100% Italian Wool Hopsack Hopsack is a wonderfully unique fabric, with certain qualities which make it an ideal material for a sportcoat. Foremost is its weave; like oxford cloth, hopsack is a “basket weave,” in which two or more yarns in both the warp and weft are wovenside by side. Such a weave gives the fabric a relatively “open” texture, which resists wrinkling, defies stains, and packs well. It also allows the jacket to breathe, which is especially important in the summer months. Hopsack's subtly visible structure differentiates it from the traditional navy blazer, as well as enhances its versatility; you can dress it up or down, pair it with super fine wools, chinos, corduroys, denim or heavier pants such as tweed or moleskin.

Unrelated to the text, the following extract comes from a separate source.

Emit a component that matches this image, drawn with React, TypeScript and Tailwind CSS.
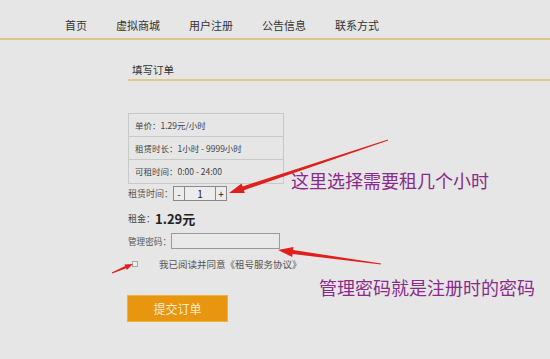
import React from "react";

type Pt = [number, number];

function arrowPoints(tail: Pt, tip: Pt, headLen: number, headW: number, shaftStart: number, shaftEnd: number): string {
  const dx = tip[0] - tail[0];
  const dy = tip[1] - tail[1];
  const len = Math.hypot(dx, dy);
  const ux = dx / len;
  const uy = dy / len;
  const nx = -uy;
  const ny = ux;
  const bx = tip[0] - ux * headLen;
  const by = tip[1] - uy * headLen;
  const pts: Pt[] = [
    [tail[0] + nx * shaftStart / 2, tail[1] + ny * shaftStart / 2],
    [bx + nx * shaftEnd / 2, by + ny * shaftEnd / 2],
    [bx + nx * headW / 2, by + ny * headW / 2],
    [tip[0], tip[1]],
    [bx - nx * headW / 2, by - ny * headW / 2],
    [bx - nx * shaftEnd / 2, by - ny * shaftEnd / 2],
    [tail[0] - nx * shaftStart / 2, tail[1] - ny * shaftStart / 2],
  ];
  return pts.map((p) => `${p[0].toFixed(1)},${p[1].toFixed(1)}`).join(" ");
}

const font = "font-['Noto_Sans_CJK_SC','Noto_Sans',sans-serif]";

export default function App() {
  const nav = ["首页", "虚拟商城", "用户注册", "公告信息", "联系方式"];
  return (
    <div className={`relative w-[550px] h-[359px] overflow-hidden bg-[#e6e6e6] ${font}`}>
      <div className="flex h-[38px] items-center gap-[29px] pl-[65px] pt-[12px] text-[11px] leading-[14px] text-[#333]">
        {nav.map((n) => (
          <span key={n}>{n}</span>
        ))}
      </div>
      <div className="h-[2px] bg-[#dcc48a]" />

      <div className="pl-[128px]">
        <div className="pl-[4px] pt-[23px] pb-[2px] text-[10.5px] leading-[14px] text-[#333]">填写订单</div>
        <div className="h-[2px] bg-[#ddca90]" />

        <div className="mt-[32px] w-[156px] border border-[#c9c9c9] text-[8.5px] text-[#444]">
          <div className="flex h-[23px] items-center border-b border-[#c9c9c9] pl-[6px]">单价：1.29元/小时</div>
          <div className="flex h-[23px] items-center border-b border-[#c9c9c9] pl-[6px]">租赁时长：1小时 - 9999小时</div>
          <div className="flex h-[23px] items-center pl-[6px]">可租时间：0:00 - 24:00</div>
        </div>

        <div className="mt-[2px] flex h-[15px] items-center text-[9px] text-[#555]">
          <span className="w-[45px] shrink-0 whitespace-nowrap">租赁时间：</span>
          <div className="flex h-[15px] border border-[#8a8a8a] bg-[#ececec] text-[10px] leading-none text-[#222]">
            <span className="flex w-[11px] items-center justify-center border-r border-[#8a8a8a]">-</span>
            <span className="flex w-[30px] items-center justify-center">1</span>
            <span className="flex w-[11px] items-center justify-center border-l border-[#8a8a8a]">+</span>
          </div>
        </div>

        <div className="mt-[9px] flex h-[18px] items-center text-[#444]">
          <span className="text-[9px]">租金：</span>
          <span className="text-[13px] font-bold text-[#222]">1.29元</span>
        </div>

        <div className="mt-[5px] flex h-[16px] items-center text-[8.6px] text-[#555]">
          <span className="w-[43px] shrink-0 whitespace-nowrap">管理密码：</span>
          <div className="h-[16px] w-[109px] border border-[#9a9a9a] bg-[#e9e9e9]" />
        </div>

        <div className="mt-[10px] flex h-[10px] items-center text-[9.5px] text-[#555]">
          <span className="ml-[4px] h-[6px] w-[6px] border border-[#aaa] bg-[#eee]" />
          <span className="ml-[21px] whitespace-nowrap">我已阅读并同意《租号服务协议》</span>
        </div>

        <button className="ml-[-1px] mt-[26px] flex h-[27px] w-[101px] items-center justify-center border border-[#f0b040] bg-[#e8950f] text-[12px] text-[#fdebd0]">
          提交订单
        </button>
      </div>

      <div className="absolute left-[291px] top-[170px] text-[18px] leading-[20px] text-[#8a2a8c]">这里选择需要租几个小时</div>
      <div className="absolute left-[319px] top-[277px] text-[18px] leading-[20px] text-[#8a2a8c]">管理密码就是注册时的密码</div>

      <svg className="pointer-events-none absolute left-0 top-0" width="550" height="359" viewBox="0 0 550 359">
        <polygon points={arrowPoints([388, 140], [229, 193], 15, 10, 0.8, 4)} fill="#e0201c" />
        <polygon points={arrowPoints([381, 264], [278, 250], 15, 10, 0.8, 4)} fill="#e0201c" />
        <polygon points={arrowPoints([112, 273], [133, 264], 8, 6, 1, 2.6)} fill="#e0201c" />
      </svg>
    </div>
  );
}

3/8 Liner The Caine sportcoat is lined in the sleeves and top of the back only. This was chosen for three practical reasons. First, by leaving the body unlined, the jacket is comfortable to wear in warmer weather. Second, when the piece is folded, there is no liner to crease against the body fabric, which helps to avoid wrinkling when it's packed. And third, maintaining a liner in the sleeves means that it slips on and off easily - as unlined sleeves tend to catch on your shirt.
Half-Canvassed Construction Traditionally, men’s suits were constructed with a layer of horsehair canvas underneath a wool fabric shell. The canvas holds the shape of the suit and keeps it from sagging or deforming, serving as a foundation. The canvas is cut to the jacket’s shape, and then the wool is stitched or glued to the canvas. In a half-canvassed jacket, the key areas, i.e. the lapels, shoulders and chest are hand-stitched, which allows them to move and shape around your body. This gives the jacket a proper drape and lapel roll as you walk, sit, and even dance. Or, as Southwick themselves so eloquently put it: “your clothing should look like you, not us.” Proper half-canvassing also insures that your jacket maintains its shape and sharp lapels through repeated wear and cleaning.

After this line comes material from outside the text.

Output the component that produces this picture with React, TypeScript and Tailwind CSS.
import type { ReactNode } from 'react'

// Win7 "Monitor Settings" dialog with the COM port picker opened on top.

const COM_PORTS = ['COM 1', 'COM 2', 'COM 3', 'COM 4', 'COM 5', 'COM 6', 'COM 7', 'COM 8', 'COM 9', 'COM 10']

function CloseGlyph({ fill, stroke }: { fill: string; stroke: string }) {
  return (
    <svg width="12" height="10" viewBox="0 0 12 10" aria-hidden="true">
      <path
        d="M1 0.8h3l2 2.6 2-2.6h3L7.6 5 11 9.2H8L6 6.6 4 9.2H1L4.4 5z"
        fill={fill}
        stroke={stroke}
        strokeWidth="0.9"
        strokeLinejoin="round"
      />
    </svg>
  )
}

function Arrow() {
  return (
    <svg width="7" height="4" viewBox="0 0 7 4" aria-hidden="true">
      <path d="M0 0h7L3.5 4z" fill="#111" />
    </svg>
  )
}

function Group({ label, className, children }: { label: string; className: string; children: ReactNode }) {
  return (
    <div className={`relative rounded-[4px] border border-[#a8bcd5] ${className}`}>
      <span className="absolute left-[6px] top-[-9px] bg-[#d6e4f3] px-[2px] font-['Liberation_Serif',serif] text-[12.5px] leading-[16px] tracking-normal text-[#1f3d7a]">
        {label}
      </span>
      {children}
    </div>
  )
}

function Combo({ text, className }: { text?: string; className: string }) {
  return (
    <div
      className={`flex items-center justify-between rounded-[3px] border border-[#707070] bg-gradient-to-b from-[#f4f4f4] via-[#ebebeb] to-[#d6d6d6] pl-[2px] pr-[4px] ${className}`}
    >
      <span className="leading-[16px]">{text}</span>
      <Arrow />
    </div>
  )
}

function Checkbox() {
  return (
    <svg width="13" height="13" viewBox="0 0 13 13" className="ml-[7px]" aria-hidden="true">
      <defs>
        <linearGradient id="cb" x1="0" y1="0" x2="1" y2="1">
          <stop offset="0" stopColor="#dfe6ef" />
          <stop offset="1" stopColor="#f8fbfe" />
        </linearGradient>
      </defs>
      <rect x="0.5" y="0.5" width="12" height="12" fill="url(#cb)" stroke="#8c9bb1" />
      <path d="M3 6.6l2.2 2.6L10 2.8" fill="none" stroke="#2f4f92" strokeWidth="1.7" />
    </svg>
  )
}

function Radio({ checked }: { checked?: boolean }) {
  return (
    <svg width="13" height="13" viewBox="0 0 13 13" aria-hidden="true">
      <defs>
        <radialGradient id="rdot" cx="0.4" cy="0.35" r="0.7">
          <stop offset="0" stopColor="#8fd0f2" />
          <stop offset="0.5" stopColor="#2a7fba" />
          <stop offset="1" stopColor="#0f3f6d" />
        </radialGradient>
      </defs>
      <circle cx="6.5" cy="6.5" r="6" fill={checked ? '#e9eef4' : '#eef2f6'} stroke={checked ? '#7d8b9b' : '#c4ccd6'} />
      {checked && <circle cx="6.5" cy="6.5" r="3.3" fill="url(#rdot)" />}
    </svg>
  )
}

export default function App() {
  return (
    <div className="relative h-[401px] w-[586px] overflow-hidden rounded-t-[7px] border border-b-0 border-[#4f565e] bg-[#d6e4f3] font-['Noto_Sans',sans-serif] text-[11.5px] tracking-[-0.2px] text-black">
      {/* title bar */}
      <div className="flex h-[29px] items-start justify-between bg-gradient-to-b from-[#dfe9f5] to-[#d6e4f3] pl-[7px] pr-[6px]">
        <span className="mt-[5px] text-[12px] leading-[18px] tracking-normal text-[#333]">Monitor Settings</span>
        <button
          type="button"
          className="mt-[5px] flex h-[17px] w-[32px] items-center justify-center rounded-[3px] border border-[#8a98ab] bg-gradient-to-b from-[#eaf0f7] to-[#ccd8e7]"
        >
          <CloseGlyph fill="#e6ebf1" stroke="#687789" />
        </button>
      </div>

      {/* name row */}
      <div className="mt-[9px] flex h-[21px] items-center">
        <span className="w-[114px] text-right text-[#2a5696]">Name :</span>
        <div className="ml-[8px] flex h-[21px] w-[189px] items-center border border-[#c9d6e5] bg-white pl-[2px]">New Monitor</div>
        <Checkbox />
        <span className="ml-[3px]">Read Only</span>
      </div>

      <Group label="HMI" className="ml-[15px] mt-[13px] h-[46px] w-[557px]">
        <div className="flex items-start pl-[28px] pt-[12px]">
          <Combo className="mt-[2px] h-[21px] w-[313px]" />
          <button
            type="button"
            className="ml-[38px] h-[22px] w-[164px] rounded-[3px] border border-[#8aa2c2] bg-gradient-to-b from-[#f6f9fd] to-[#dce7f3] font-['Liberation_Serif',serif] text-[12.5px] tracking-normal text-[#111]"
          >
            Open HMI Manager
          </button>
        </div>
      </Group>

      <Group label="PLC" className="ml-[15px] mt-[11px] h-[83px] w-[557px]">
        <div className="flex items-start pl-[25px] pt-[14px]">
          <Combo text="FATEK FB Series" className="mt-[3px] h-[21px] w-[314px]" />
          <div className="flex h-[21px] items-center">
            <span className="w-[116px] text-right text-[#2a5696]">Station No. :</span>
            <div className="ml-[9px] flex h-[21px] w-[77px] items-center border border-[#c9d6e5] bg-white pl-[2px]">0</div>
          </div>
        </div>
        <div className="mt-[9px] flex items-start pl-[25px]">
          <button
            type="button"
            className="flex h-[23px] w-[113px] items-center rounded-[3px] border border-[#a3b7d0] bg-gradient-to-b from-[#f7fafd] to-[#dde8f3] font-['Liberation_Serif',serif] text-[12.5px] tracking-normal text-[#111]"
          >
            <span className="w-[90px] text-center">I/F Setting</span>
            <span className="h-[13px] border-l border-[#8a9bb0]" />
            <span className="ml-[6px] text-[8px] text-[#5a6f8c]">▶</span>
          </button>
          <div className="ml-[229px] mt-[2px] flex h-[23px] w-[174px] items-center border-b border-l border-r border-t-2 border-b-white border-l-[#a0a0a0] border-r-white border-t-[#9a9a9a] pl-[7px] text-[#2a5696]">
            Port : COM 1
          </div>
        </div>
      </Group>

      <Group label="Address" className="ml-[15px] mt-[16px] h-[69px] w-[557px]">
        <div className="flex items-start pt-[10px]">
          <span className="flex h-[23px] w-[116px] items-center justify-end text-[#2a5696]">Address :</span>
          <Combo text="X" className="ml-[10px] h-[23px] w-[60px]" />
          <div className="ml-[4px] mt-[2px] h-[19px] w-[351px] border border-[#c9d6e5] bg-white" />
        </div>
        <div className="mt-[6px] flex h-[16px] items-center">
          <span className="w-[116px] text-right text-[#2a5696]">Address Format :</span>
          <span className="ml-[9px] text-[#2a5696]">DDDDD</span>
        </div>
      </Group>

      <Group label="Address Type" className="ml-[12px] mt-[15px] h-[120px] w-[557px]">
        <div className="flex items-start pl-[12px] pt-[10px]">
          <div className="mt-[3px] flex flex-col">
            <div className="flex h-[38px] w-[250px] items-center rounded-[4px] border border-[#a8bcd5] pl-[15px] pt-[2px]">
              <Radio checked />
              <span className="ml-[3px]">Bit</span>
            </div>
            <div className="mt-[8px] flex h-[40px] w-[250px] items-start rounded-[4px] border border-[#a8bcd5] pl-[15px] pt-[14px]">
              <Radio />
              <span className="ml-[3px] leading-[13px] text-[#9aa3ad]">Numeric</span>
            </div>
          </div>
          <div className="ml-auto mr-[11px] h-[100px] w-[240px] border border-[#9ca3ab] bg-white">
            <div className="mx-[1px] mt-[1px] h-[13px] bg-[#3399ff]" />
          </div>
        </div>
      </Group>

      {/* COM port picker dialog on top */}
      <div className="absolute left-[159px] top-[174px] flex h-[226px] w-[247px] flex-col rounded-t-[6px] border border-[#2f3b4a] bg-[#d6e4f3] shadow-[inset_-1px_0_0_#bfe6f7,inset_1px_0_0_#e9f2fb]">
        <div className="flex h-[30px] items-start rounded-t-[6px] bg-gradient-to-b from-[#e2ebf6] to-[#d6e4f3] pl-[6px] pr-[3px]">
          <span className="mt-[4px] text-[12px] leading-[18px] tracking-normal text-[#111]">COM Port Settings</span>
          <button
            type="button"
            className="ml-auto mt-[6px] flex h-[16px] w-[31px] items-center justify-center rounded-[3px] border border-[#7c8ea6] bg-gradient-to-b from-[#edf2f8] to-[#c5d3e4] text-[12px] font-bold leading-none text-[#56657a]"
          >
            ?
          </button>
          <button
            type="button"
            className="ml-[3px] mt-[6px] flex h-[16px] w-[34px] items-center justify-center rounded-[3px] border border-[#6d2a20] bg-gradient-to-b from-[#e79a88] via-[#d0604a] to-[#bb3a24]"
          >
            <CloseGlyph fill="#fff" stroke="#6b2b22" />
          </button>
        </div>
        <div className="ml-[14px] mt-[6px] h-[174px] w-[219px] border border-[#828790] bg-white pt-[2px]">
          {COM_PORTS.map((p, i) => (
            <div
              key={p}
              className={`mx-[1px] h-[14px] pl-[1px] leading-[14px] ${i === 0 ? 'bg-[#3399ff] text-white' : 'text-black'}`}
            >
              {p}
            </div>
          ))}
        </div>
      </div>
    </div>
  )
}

Canvassing is a labor intensive and expensive process. Half-canvas construction ensures that all the critical parts of the jacket are solidly built and ensures a proper fit and drape.
Measurements & Sizing Note: All measurements are shown in inches. "Chest" is measured from one armpit seam to the other. "Sleeves" is measured from the shoulder seam to the end of the cuff. "Shoulder" is measured from one shoulder seam to the other. "Length" is measured from the base of the rear collar to the bottom of the garment.
Sizing on the Caine and Weller Sportcoats are true to size and generally consistent with our in-house Epaulet shirts. The size chart below illustrates how they match up. This is an approximation, as tailored clothing can't be cut identically to shirting. Generally, most customers who wear an Epaulet medium will get a solid fit in a 38 jacket. However, if your Epaulet shirt fits you very slim, or you have broad shoulders for your build, then we recommend ordering the next size up. The fit in the shoulders is crucial - the chest and body can easily be taken in if need be.
Please note that each jacket has approximately 1 inch of seam allowance in the sleeves that can be let out, and 1 inch of seam allowance in the chest and body. Many customers will find this to have a great fit "off the rack." However, it's common for a proper sportcoat to require a little bit of tailoring to fit exactly right. This is a solid item and you'll find that quality tailoring is worth the investment.

Pictured Fit Model (6'1", 180lb) wears size 40. This garment fits true to size.
A bit of Southwick History Mention the name “Southwick” and traditionalists nod in recognition: “authentic American style”, “natural shoulder comfort”, quality and fine fabrics”. Since 1929 Southwick has been dressing discerning customers who appreciate Southwick’s trademark of understated elegance and quality workmanship.
Nicholas and Vito Grieco immigrated to this country from a remote Italian village in the early 1900’s. Hard working and ambitious, they ran a suit-pressing business in Brooklyn, then a successful tailor shop in New York until the outbreak of World War I forced them to close.
Undaunted, they opened a suit business in Massachusetts where they honed their skills as master tailors and experimented with mass production techniques. When that business folded, they worked for another manufacturer until their entrepreneurial zeal propelled them to found Grieco Bros. in Lawrence, Massachusetts in 1929.
Their custom made suits embodied a fundamentally British attitude toward clothing; the natural shoulder philosophy. This was somewhat iconoclastic for the times, as fashion dictated a more exaggerated look; heavy padding at the shoulder, more severe tapering at the waist, deep pleats. While this '20's look becomes trendy from time to time, the natural shoulder style; with its simpler, cleaner lines has become a time-honored classic. Customers turn to Southwick not just because the look is right, but also because the craftsmanship provides enduring value.
Care To keep your sportcoat looking its best, we recommend the following steps: • Regular brushing keeps dust and grit from accumulating in the fabric. • A sportcoat should not be worn every day. After wearing, empty the pockets, hang on a wooden hanger, and let air dry. • The steam from a shower will help restore the natural moisture of fine woolens and remove wrinkles. • If you get caught in the elements, and your garment becomes wet, allow it to dry naturally at room temperature. • Do not dry-clean unless it is dirty, and always use a reputable dry-cleaner.